La violenza che fa riflettere
dalla serie cult sulla Camorra a una guerra tra narcos. in «soldado» il regista stefano sollima racconta il traffico di esseri umani al confine tra Usa e Messico. e la politica che sfrutta le paure.
Fino a che punto siamo disposti ad arrivare per proteggere i nostri confini? In Soldado (al cinema dal 18 ottobre) l’agente federale Matt Graver (Josh Brolin) e il misterioso Alejandro (Benicio Del Toro) arrivano persino a rapire una bambina, «colpevole» di essere la figlia di un narco-boss, pur di scatenare una guerra tra i cartelli della droga messicani, che avrebbero aiutato alcuni terroristi islamici a passare illegalmente il confine con gli Stati Uniti.
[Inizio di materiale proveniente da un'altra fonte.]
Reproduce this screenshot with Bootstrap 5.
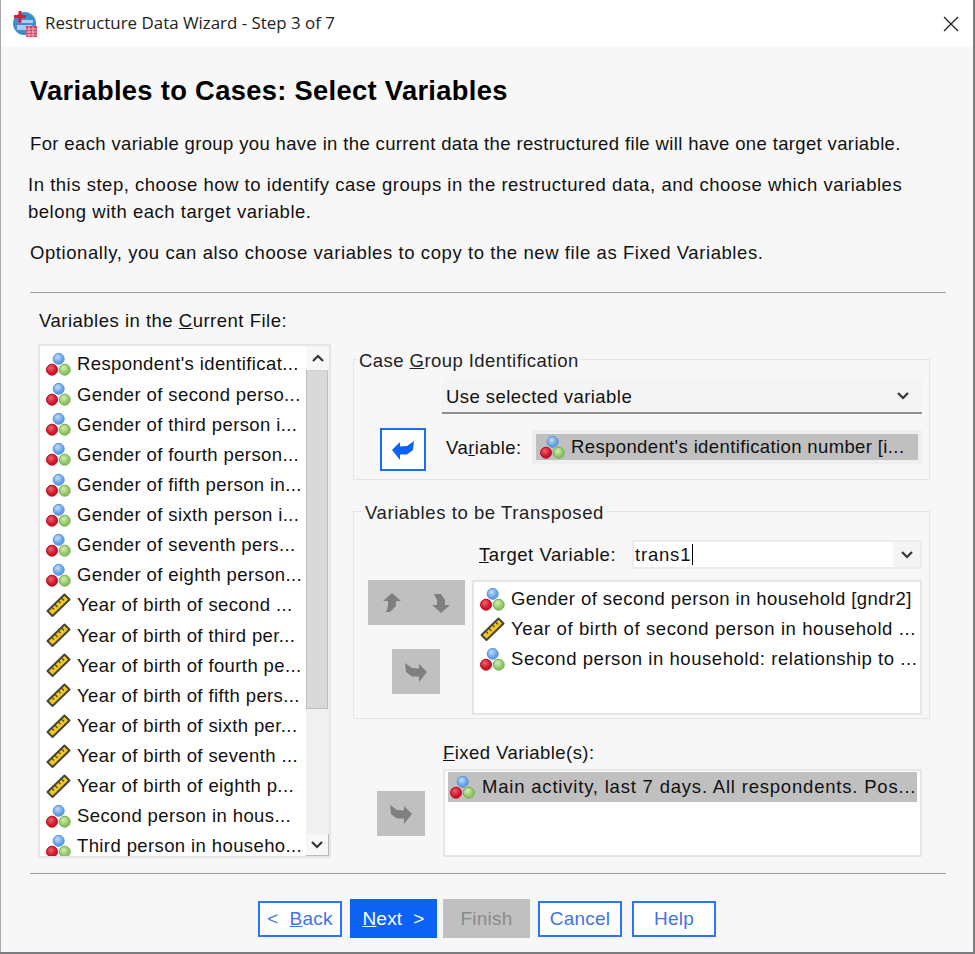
<!DOCTYPE html>
<html lang="en">
<head>
<meta charset="utf-8">
<title>Restructure Data Wizard</title>
<link rel="stylesheet" href="https://cdn.jsdelivr.net/npm/bootstrap@5.3.0/dist/css/bootstrap.min.css">
<style>
html,body{margin:0;height:954px;overflow:hidden}
body{background:#7d7d80;font-family:"Liberation Sans",Arial,sans-serif;font-size:18.5px;letter-spacing:.44px;color:#111;line-height:1.2}
.win{width:973px;height:952px;background:#f7f7f7;border-left:1px solid #a8a8a8;overflow:hidden}
.tbar{height:47px;background:#fff;padding-left:12px}
.tname{font-family:"Open Sans",sans-serif;font-size:16.9px;letter-spacing:0;margin-left:8px;color:#222}
.xbtn{width:16px;height:16px;margin-left:auto;margin-right:14px}
.wbody{padding:0 27px 0 29px}
.wtitle{font-size:27.3px;font-weight:700;letter-spacing:.33px;margin:28px 0 0;color:#000;line-height:31px}
.para{margin:0}
.p1{margin-top:27px;height:22px;letter-spacing:.36px}
.p2{margin-top:16px;margin-left:-2px;line-height:27px;letter-spacing:.52px}
.p3{margin-top:17px;height:22px;letter-spacing:.58px}
.rule{height:1px;background:#9c9c9c;margin:0}
.r1{margin-top:28px}
.cols{height:580px;margin-left:-1px}
.leftc{width:293px;margin-left:9px}
.leftl{margin-top:17px;height:22px;padding-left:1px;letter-spacing:.5px}
.vlist{border:2px solid #e6e6e6;background:#fff}
.left-box{height:514px;margin-top:12px;overflow:hidden;position:relative;letter-spacing:.39px}
.vitem{border:0;background:transparent;padding:0 0 0 6px;height:30.13px;display:flex;align-items:center;gap:6px;white-space:nowrap;border-radius:0;color:#111}
.left-box .vitem:first-child{margin-top:3.500px}
.vico{width:25px;height:25px;flex:none}
.sbar{position:absolute;top:0;right:0;bottom:0;width:23px;background:#f0f0f0}
.sarrow{height:24px;background:#f7f7f7;display:flex;align-items:center;justify-content:center}
.sthumb{height:339px;background:#d9d9d9;border:1px solid #bdbdbd;border-top-color:#d0d0d0;margin-right:1px}
.sdown{position:absolute;bottom:0;left:0;right:0;height:22px;border-right:1px solid #bbb;border-bottom:1px solid #bbb}
.rightc{width:577px;margin-left:22px}
.grp{border:1px solid #e5e5e5;padding:0;margin:0;min-width:0}
.grp legend{float:none;width:auto;font-size:18.5px;margin:0 0 0 3px;padding:4px 2px 0;line-height:22px;color:#222}
.g1{height:134px;margin-top:53px}
.g2{height:221px;margin-top:18px;}
.g2 legend{margin-left:9px;letter-spacing:.58px}
.combo{margin:6px 0 0 88px;width:480px;height:36px;background:#f4f4f4;border-bottom:2px solid #8e8e8e;padding:0 4px}
.ctxt{padding-top:4px}
.chev{width:14px;height:9px;margin-left:auto;margin-right:8px}
.btn.blubtn{width:46px;height:43px;border:2px solid #1a6cff;background:#fff;margin-left:26px;border-radius:0;padding:0;display:flex;align-items:center;justify-content:center}
.row1{margin-top:14px}
.vlab{margin:3px 0 0 20px;width:86px;line-height:34px}
.vfield{width:390px;height:34px;margin-top:2px;border:4px solid #efefef;background:#c0c0c0;padding:1px 0 0 4px;gap:6px;white-space:nowrap;border-radius:0;letter-spacing:.38px}
.trow{margin:16px 0 0 125px;height:29px}
.tlab{width:153px;padding-top:1px;letter-spacing:.56px}
.tinp{width:290px;height:29px;border:2px solid #ececec;background:#fff;padding-left:1px}
.tval{padding-top:2px;letter-spacing:.8px}
.tcar{display:inline-block;width:1px;height:21px;background:#000;margin-left:1px;vertical-align:-4px}
.tarr{margin-left:auto;width:27px;height:100%;background:#f4f4f4;display:flex;align-items:center;justify-content:center}
.gbody{margin-top:11px}
.ctrls{width:104px;margin-left:14px}
.graybtn,.btn.graybtn,.btn.graybtn:disabled{background:#c0c0c0;border:0;border-radius:0;padding:0;display:flex;align-items:center;justify-content:center;opacity:1}
.ud{width:97px;height:45px;justify-content:space-between;padding:0 15px}
.btn.mv,.btn.mv:disabled{width:48px;height:45px;margin:24px 0 0 24px}
.tlist{width:450px;height:135px;border-width:2px;margin-left:0;padding:2px 0 0 3px}
.tlist .vitem{padding-left:3px}
.tlist .vw1{letter-spacing:.6px}
.tlist .vw2{letter-spacing:.55px}
.fctrl{width:48px;margin-left:24px;padding-top:22px}
.flab{margin-left:90px;height:20px;line-height:20px;margin-top:24px}
.frow{margin-top:6px}
.fbox{width:479px;height:88px;padding:1px 3px;margin-left:18px}
.fbox .vitem{background:#c0c0c0;padding-left:2px;gap:7px;letter-spacing:.8px}
.btn.fmv,.btn.fmv:disabled{margin:0}
.r2{margin-top:0}
.foot{gap:0;margin-top:25px;padding-left:228px}
.btn.wbtn,.btn.wbtn:disabled{font-size:19px;letter-spacing:.2px;border-radius:0;height:36px;padding:0;line-height:1;border:2px solid #2a74ff;background:#fff;color:#3f74e8;width:84px;margin-right:8px;opacity:1}
.btn.wbtn.nxt{height:39px;width:87px;background:#0b62f5;border-color:#0b62f5;color:#fff;margin-right:6px}
.btn.wbtn.fin:disabled{height:39px;width:87px;background:#c0c0c0;border-color:#c0c0c0;color:#8a8a8a;margin-right:8px}
.btn.wbtn.hlp{margin-left:2px;margin-right:0}
</style>
</head>
<body>
<svg width="0" height="0" class="d-block" aria-hidden="true">
<defs>
<radialGradient id="gb" cx=".4" cy=".35"><stop offset="0" stop-color="#c4defa"/><stop offset="1" stop-color="#5f9fe6"/></radialGradient>
<radialGradient id="gr" cx=".4" cy=".35"><stop offset="0" stop-color="#f06070"/><stop offset="1" stop-color="#cc1226"/></radialGradient>
<radialGradient id="gg" cx=".4" cy=".35"><stop offset="0" stop-color="#d6edb0"/><stop offset="1" stop-color="#8cc461"/></radialGradient>
<symbol id="nom" viewBox="0 0 25 25">
<circle cx="12.700" cy="6.800" r="5.500" fill="url(#gb)" stroke="#5a93d8"/>
<circle cx="18.700" cy="17.700" r="5.500" fill="url(#gg)" stroke="#6fae4c"/>
<circle cx="6" cy="17.700" r="5.500" fill="url(#gr)" stroke="#b50f20"/>
</symbol>
<symbol id="rul" viewBox="0 0 25 25">
<path d="M1.500 18 18.500 1.500 23.500 6.500 6.500 23Z" fill="#f2c81e" stroke="#45453a" stroke-width="2" stroke-linejoin="round"/>
<path d="M6 14.500l2 2M9 11.500l2.500 2.500M12.500 8l2 2M15.500 5l2.500 2.500" stroke="#45453a" stroke-width="1.100" fill="none"/>
</symbol>
<symbol id="chv" viewBox="0 0 14 9"><path d="M2 2 7 7 12 2" fill="none" stroke="#333" stroke-width="2.200"/></symbol>
<symbol id="arl" viewBox="0 0 22 20"><path d="M0 10 8 2V6.500L15 6 22 1 21 10 15 14.500H8V20Z"/></symbol>
<symbol id="arr" viewBox="0 0 22 20"><path d="M22 10 14 2V6.500L7 6 0 1 1 10 7 14.500H14V20Z"/></symbol>
<symbol id="aru" viewBox="0 0 18 20"><path d="M9 0 18 8H13V13L7 19H3L5 13V8H0Z"/></symbol>
<symbol id="ard" viewBox="0 0 18 20"><path d="M9 20 0 12H5V7L2 1H9L13 7V12H18Z"/></symbol>
</defs>
</svg>
<div class="win">
  <div class="tbar d-flex align-items-center">
    <svg width="24" height="26" viewBox="0 0 24 26" aria-hidden="true">
      <circle cx="11.500" cy="12.500" r="11.500" fill="#3f8ecb"/>
      <path d="M8 9h12v3H8zM4 14h15v5H4z" fill="#a8cfee"/>
      <path d="M5.500 0h3v4h4.500v3H8.500v4.500h-3V7H1V4h4.500z" fill="#d81e3c"/>
      <path d="M13 15h11v11H13z" fill="#cf3f63"/>
      <path d="M13 18h11M13 21h11M13 24h11M16 15v11M20 15v11" stroke="#f6c9d4" stroke-width=".8"/>
    </svg>
    <span class="tname">Restructure Data Wizard - Step 3 of 7</span>
    <svg class="xbtn" viewBox="0 0 16 16" aria-label="Close"><path d="M1 1 15 15M15 1 1 15" stroke="#222" stroke-width="1.300"/></svg>
  </div>
  <div class="wbody">
    <h1 class="wtitle">Variables to Cases: Select Variables</h1>
    <p class="para p1">For each variable group you have in the current data the restructured file will have one target variable.</p>
    <p class="para p2">In this step, choose how to identify case groups in the restructured data, and choose which variables<br>belong with each target variable.</p>
    <p class="para p3">Optionally, you can also choose variables to copy to the new file as Fixed Variables.</p>
    <div class="rule r1"></div>
    <div class="cols d-flex">
      <div class="leftc">
        <div class="leftl">Variables in the <u>C</u>urrent File:</div>
        <div class="vlist left-box">
          <ul class="list-group" id="lst">
            <li class="list-group-item vitem"><svg class="vico"><use href="#nom"/></svg>Respondent's identificat...</li>
            <li class="list-group-item vitem"><svg class="vico"><use href="#nom"/></svg>Gender of second perso...</li>
            <li class="list-group-item vitem"><svg class="vico"><use href="#nom"/></svg>Gender of third person i...</li>
            <li class="list-group-item vitem"><svg class="vico"><use href="#nom"/></svg>Gender of fourth person...</li>
            <li class="list-group-item vitem"><svg class="vico"><use href="#nom"/></svg>Gender of fifth person in...</li>
            <li class="list-group-item vitem"><svg class="vico"><use href="#nom"/></svg>Gender of sixth person i...</li>
            <li class="list-group-item vitem"><svg class="vico"><use href="#nom"/></svg>Gender of seventh pers...</li>
            <li class="list-group-item vitem"><svg class="vico"><use href="#nom"/></svg>Gender of eighth person...</li>
            <li class="list-group-item vitem"><svg class="vico"><use href="#rul"/></svg>Year of birth of second ...</li>
            <li class="list-group-item vitem"><svg class="vico"><use href="#rul"/></svg>Year of birth of third per...</li>
            <li class="list-group-item vitem"><svg class="vico"><use href="#rul"/></svg>Year of birth of fourth pe...</li>
            <li class="list-group-item vitem"><svg class="vico"><use href="#rul"/></svg>Year of birth of fifth pers...</li>
            <li class="list-group-item vitem"><svg class="vico"><use href="#rul"/></svg>Year of birth of sixth per...</li>
            <li class="list-group-item vitem"><svg class="vico"><use href="#rul"/></svg>Year of birth of seventh ...</li>
            <li class="list-group-item vitem"><svg class="vico"><use href="#rul"/></svg>Year of birth of eighth p...</li>
            <li class="list-group-item vitem"><svg class="vico"><use href="#nom"/></svg>Second person in hous...</li>
            <li class="list-group-item vitem"><svg class="vico"><use href="#nom"/></svg>Third person in househo...</li>
          </ul>
          <div class="sbar">
            <div class="sarrow"><svg width="14" height="9" viewBox="0 0 14 9"><path d="M2 7 7 2 12 7" fill="none" stroke="#333" stroke-width="2.200"/></svg></div>
            <div class="sthumb"></div>
            <div class="sarrow sdown"><svg width="14" height="9"><use href="#chv"/></svg></div>
          </div>
        </div>
      </div>
      <div class="rightc">
        <fieldset class="grp g1">
          <legend>Case <u>G</u>roup Identification</legend>
          <div class="combo d-flex align-items-center"><span class="ctxt">Use selected variable</span><svg class="chev"><use href="#chv"/></svg></div>
          <div class="row1 d-flex align-items-start">
            <button type="button" class="btn blubtn" aria-label="Move"><svg width="22" height="20" fill="#0b62f5"><use href="#arl"/></svg></button>
            <span class="vlab">Va<u>r</u>iable:</span>
            <div class="vfield d-flex align-items-center"><svg class="vico"><use href="#nom"/></svg>Respondent's identification number [i...</div>
          </div>
        </fieldset>
        <fieldset class="grp g2">
          <legend>Variables to be Transposed</legend>
          <div class="trow d-flex align-items-center">
            <span class="tlab"><u>T</u>arget Variable:</span>
            <div class="tinp d-flex align-items-center"><span class="tval">trans1<span class="tcar"></span></span><span class="tarr"><svg width="14" height="9"><use href="#chv"/></svg></span></div>
          </div>
          <div class="gbody d-flex">
            <div class="ctrls">
              <div class="graybtn ud d-flex align-items-center"><svg width="18" height="20" fill="#7f7f7f"><use href="#aru"/></svg><svg width="18" height="20" fill="#7f7f7f"><use href="#ard"/></svg></div>
              <button type="button" class="btn graybtn mv" disabled aria-label="Move"><svg width="22" height="20" fill="#7f7f7f"><use href="#arr"/></svg></button>
            </div>
            <div class="vlist tlist">
              <div class="vitem"><svg class="vico"><use href="#nom"/></svg>Gender of second person in household [gndr2]</div>
              <div class="vitem vw1"><svg class="vico"><use href="#rul"/></svg>Year of birth of second person in household ...</div>
              <div class="vitem vw2"><svg class="vico"><use href="#nom"/></svg>Second person in household: relationship to ...</div>
            </div>
          </div>
        </fieldset>
        <div class="flab"><u>F</u>ixed Variable(s):</div>
        <div class="frow d-flex">
          <div class="fctrl"><button type="button" class="btn graybtn mv fmv" disabled aria-label="Move"><svg width="22" height="20" fill="#7f7f7f"><use href="#arr"/></svg></button></div>
          <div class="vlist fbox"><div class="vitem"><svg class="vico"><use href="#nom"/></svg>Main activity, last 7 days. All respondents. Pos...</div></div>
        </div>
      </div>
    </div>
    <div class="rule r2"></div>
    <div class="foot d-flex align-items-center">
      <button type="button" class="btn wbtn">&lt;&nbsp; <u>B</u>ack</button>
      <button type="button" class="btn wbtn nxt"><u>N</u>ext&nbsp; &gt;</button>
      <button type="button" class="btn wbtn fin" disabled>Finish</button>
      <button type="button" class="btn wbtn">Cancel</button>
      <button type="button" class="btn wbtn hlp">Help</button>
    </div>
  </div>
</div>
<script src="https://cdn.jsdelivr.net/npm/bootstrap@5.3.0/dist/js/bootstrap.bundle.min.js"></script>
</body>
</html>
A dirigere il secondo capitolo della saga iniziata nel 2015 con Sicario di Denis Villeneuve è il regista di Gomorra - La serie, Stefano Sollima, alla suo debutto hollywoodiano.
Narcos e camorristi hanno qualcosa in comune?
Certo, per questo ho cercato di raccontarli con lo stesso approccio che avevo usato in passato: è una storia corale in cui di volta in volta ci si fa accompagnare da un diverso personaggio. Ma il mondo della criminalità organizzata è solo un modo per parlare indirettamente di quello che ci circonda.
La violenza, pur molto presente in Soldado, non è fine a se stessa, insomma.
Mai, è sempre funzionale al racconto. Non ho paura di scuotere lo spettatore, di provocarlo attraverso scene anche molto violente, fanno parte dell’esperienza, purché lo spingano, attraverso l’intrattenimento, a una riflessione.
Un film di guerra per parlare d’immigrazione?
E di incomunicabilità tra lingue e culture, di fronte alla quale i politici reagiscono con l’emotività, incolpando i migranti di venire a rubare il lavoro e a portare lo scompiglio sociale o addirittura, come si vede nel film, il terrorismo. Ma sono collegamenti che non esistono: si gioca sulle paure della gente, trasformandole in cliché. Salvo poi scoprire, come è successo in Francia dopo l’attentato al Bataclan, che i terroristi avevano tutti passaporto europeo.
Da italiano è un modo per riflettere su quanto sta accadendo nel Mediterraneo?
In America il confine è il deserto, da noi è il mare, ma la propaganda politica sul traffico di esseri umani purtroppo è la stessa.